TASK GOAL: Check each line of the listing for the string "components", count the lines that have it, and answer with that number only.

RECORDED DATA:
________________________

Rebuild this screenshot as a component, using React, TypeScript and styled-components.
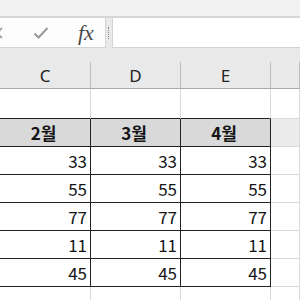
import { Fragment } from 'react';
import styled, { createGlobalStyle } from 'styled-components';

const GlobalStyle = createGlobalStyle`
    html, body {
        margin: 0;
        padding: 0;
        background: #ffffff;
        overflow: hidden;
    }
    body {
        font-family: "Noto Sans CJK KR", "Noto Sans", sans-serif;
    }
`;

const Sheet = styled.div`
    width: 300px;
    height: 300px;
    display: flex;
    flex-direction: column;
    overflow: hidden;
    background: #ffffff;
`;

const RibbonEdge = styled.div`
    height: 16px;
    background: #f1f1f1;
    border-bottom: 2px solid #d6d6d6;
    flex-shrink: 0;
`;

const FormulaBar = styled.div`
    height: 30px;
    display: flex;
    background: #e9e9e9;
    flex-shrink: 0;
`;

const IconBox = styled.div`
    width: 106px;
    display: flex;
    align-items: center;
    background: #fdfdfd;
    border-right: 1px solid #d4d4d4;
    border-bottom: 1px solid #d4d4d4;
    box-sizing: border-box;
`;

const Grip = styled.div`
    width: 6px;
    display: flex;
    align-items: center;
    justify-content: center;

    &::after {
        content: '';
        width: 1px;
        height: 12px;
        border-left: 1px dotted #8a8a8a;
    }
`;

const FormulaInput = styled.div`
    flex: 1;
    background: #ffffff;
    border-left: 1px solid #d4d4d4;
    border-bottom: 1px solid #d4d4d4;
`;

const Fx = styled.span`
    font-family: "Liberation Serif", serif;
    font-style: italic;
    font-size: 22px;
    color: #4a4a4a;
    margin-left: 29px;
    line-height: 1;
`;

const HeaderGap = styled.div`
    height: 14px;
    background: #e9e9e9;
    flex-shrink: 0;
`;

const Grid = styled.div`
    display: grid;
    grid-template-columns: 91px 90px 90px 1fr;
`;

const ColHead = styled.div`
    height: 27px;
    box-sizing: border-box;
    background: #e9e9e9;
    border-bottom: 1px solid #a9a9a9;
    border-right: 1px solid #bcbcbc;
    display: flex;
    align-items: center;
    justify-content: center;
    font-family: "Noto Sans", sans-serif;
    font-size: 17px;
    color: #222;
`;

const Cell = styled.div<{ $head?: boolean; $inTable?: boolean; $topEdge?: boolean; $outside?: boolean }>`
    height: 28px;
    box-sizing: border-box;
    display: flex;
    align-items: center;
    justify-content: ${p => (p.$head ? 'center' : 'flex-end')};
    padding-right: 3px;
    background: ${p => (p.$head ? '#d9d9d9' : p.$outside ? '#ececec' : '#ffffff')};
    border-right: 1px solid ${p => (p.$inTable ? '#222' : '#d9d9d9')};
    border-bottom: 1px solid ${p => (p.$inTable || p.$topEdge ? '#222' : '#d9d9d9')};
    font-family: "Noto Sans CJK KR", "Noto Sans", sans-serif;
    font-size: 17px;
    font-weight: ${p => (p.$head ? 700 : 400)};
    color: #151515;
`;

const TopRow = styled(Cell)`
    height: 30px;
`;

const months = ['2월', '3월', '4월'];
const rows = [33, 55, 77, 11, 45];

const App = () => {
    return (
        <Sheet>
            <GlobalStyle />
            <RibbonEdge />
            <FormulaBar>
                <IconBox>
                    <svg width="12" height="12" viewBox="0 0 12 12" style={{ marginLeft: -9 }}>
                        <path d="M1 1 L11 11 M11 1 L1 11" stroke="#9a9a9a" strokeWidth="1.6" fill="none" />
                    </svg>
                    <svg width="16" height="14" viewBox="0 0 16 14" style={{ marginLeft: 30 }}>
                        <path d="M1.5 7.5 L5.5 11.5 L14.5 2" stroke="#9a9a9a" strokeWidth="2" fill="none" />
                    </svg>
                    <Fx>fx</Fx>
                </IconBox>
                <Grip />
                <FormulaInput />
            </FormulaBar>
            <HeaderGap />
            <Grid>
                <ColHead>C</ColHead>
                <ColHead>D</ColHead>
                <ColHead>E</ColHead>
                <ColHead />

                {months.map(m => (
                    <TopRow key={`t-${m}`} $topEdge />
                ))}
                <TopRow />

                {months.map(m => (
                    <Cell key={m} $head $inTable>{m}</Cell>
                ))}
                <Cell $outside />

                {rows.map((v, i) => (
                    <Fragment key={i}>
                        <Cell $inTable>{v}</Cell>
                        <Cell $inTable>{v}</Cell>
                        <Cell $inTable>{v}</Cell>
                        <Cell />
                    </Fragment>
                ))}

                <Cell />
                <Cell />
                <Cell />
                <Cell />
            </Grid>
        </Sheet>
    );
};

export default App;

________________________

THE RESPONSE: 2